I am acutally going to leave this xanga right now and get on blogspot. So if you want to read more go check out at http://thestof.blogspot.com/ thanks pals | | |
| sup dude? In a sweet german accent. Those are the words that I love to hear when I chat with the one and only Philipp from Germany. We talked for like 1.5 hours last night and it was amazing. I will try to tell you the story, But Phillip if I tell anything wrong then you can add a comment and I will change it. So about a month after I started working at the shelter a shy German boy was sitting on a chair in the cafe and I decieded to go chat with him. Im pretty sure that he only heard about 3 of the words that I said while I was talking to him because his English was a little rusty, to be kind. Well before you know it, we are talking about the bible and just throwing some questions back and forth, really getting into a great discussion. Soon after we went to the bible discussion and I could see that he was really interested in what made the people at the Shelter different and he just realized that he needed something. We would hang out every now and then while he was here in Amsterdam, really having so much fun. After visiting for I think the third time we got a little closer and I could see that he was really thirsty for God.
We didn't keep much contact after he left the hostel, mabye an email every now and then or something. But then about a month ago he invited me to go on a snowboard trip with one of his friends to the alps. Without a second of hesitation I jumped on the wagon and took the chance of having to leave work early for taking more vacation days than i have. Eevr since then we have been sending emails and I can see through his blog and the emails and phone conversations that he is growing so much in his relationship with jesus and his life is changing dramatically. he has a desire to know God and to understand him and it is such an encouragment to my life. I really love the guy and it is such a blessing to have him in my life.
Well i am super stoked to go boarding with him in a few days.
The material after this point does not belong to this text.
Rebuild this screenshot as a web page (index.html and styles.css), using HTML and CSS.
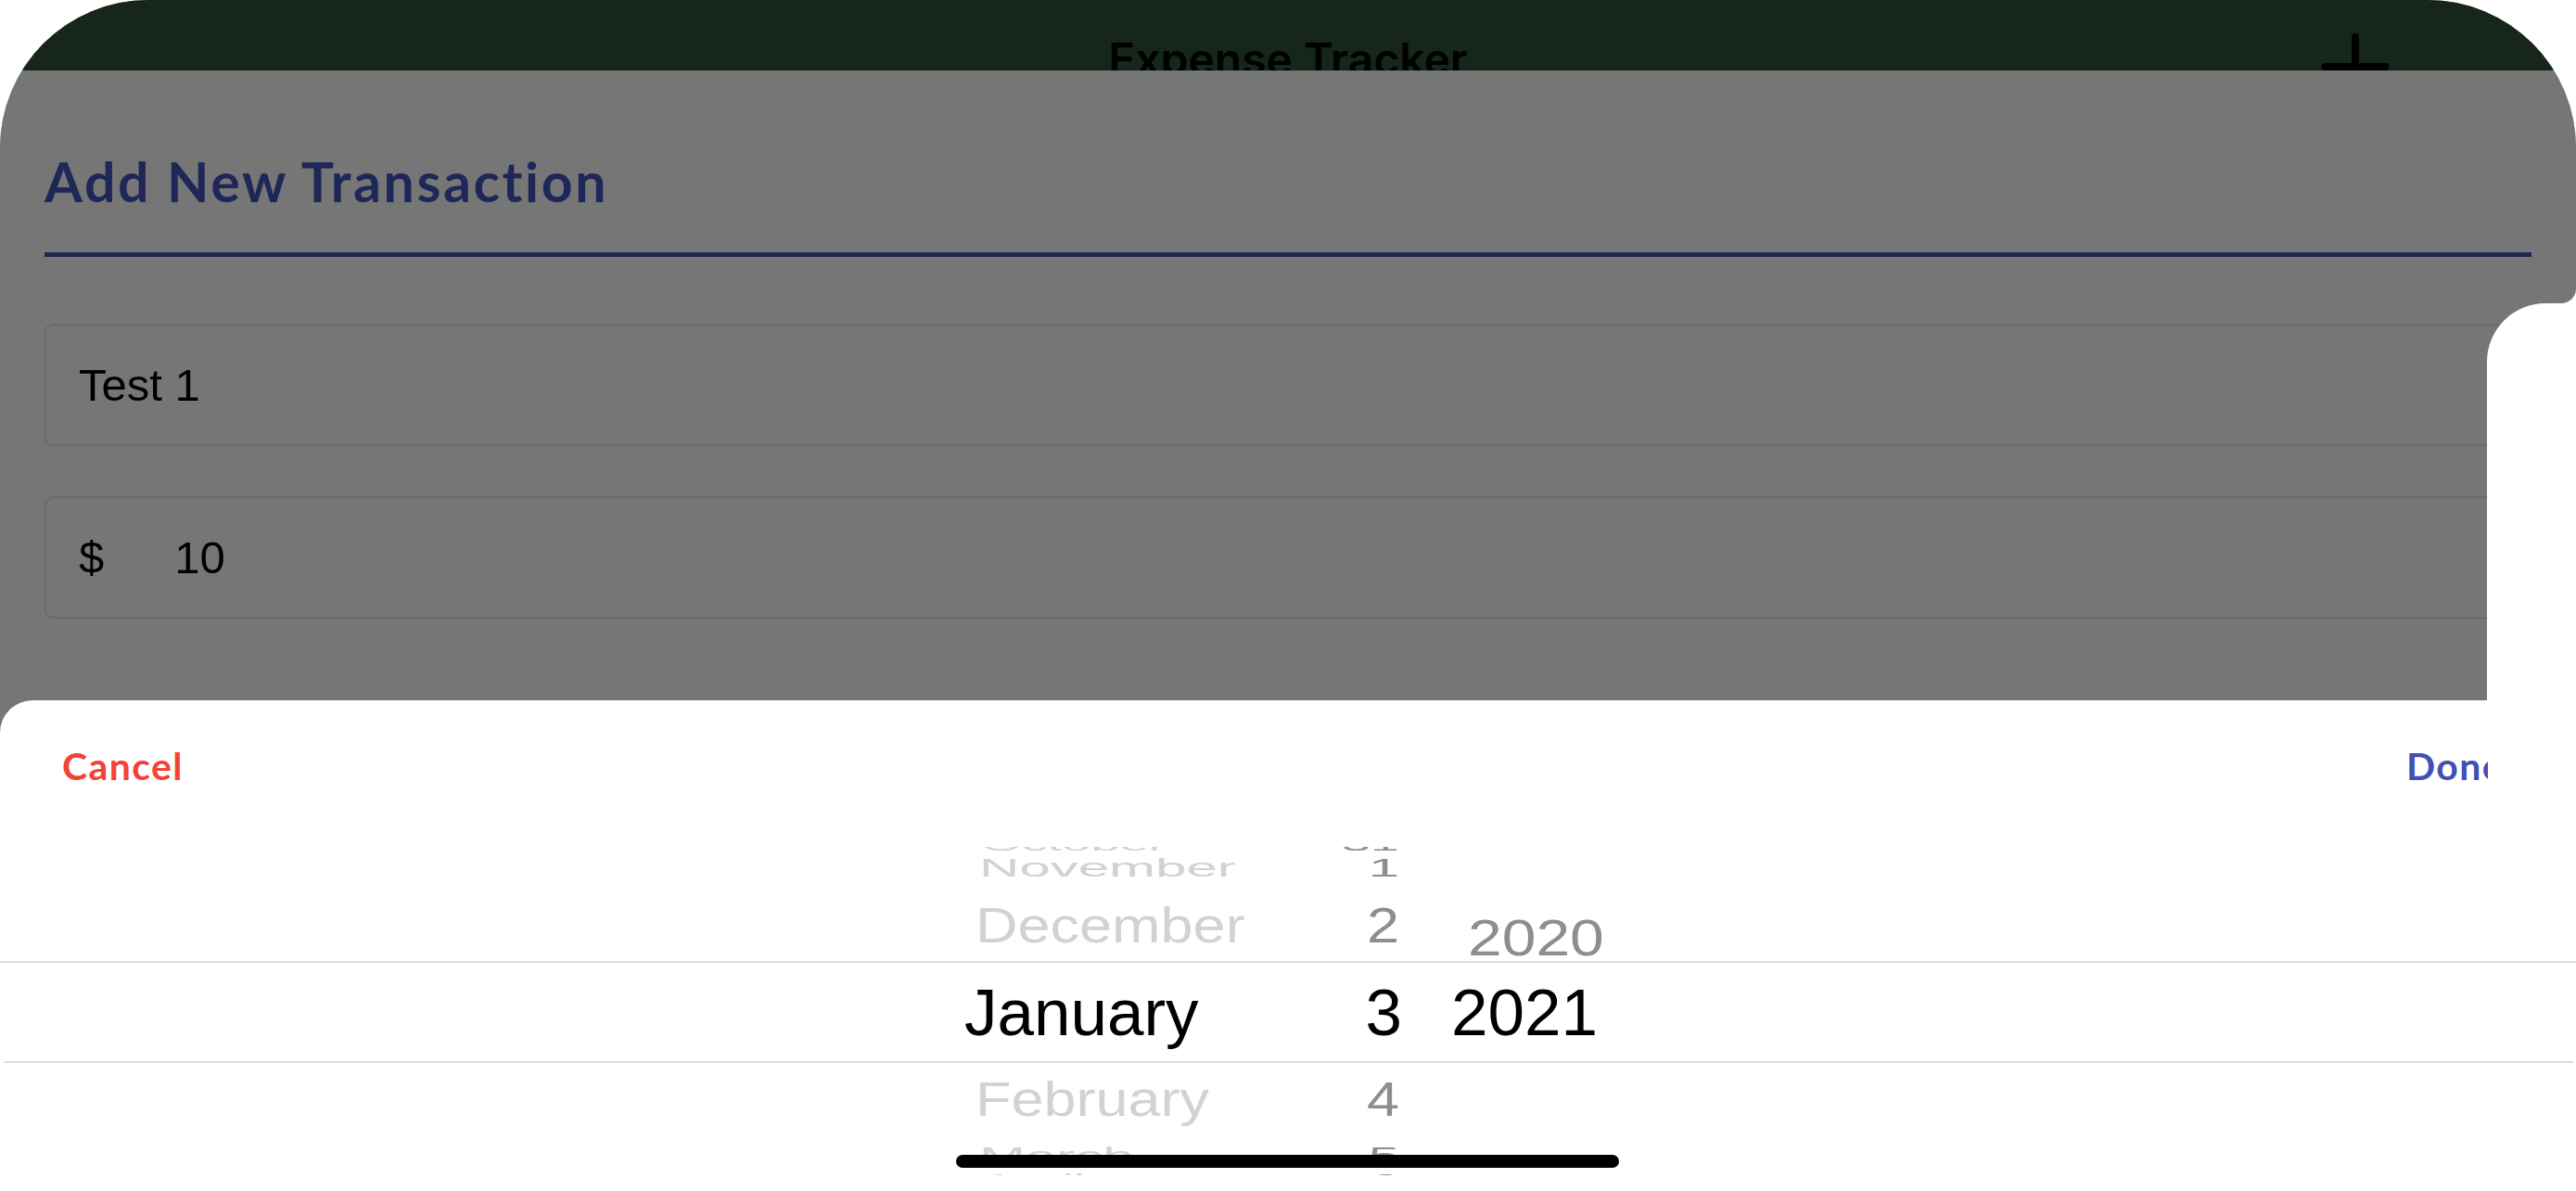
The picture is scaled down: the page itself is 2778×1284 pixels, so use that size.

I have also had a pretty interesting week and I really love how even weird experiences and stuff the Lord totally uses to teach me and let me understand him more. I have learned that if we really question and see why we go through the experiences we go through it is obvious that God wants to teach us through them. if you think about it, the world seems like it was created around you and me. Like indiviually the world is perfect for me and God really wants me to enjoy it and stuff.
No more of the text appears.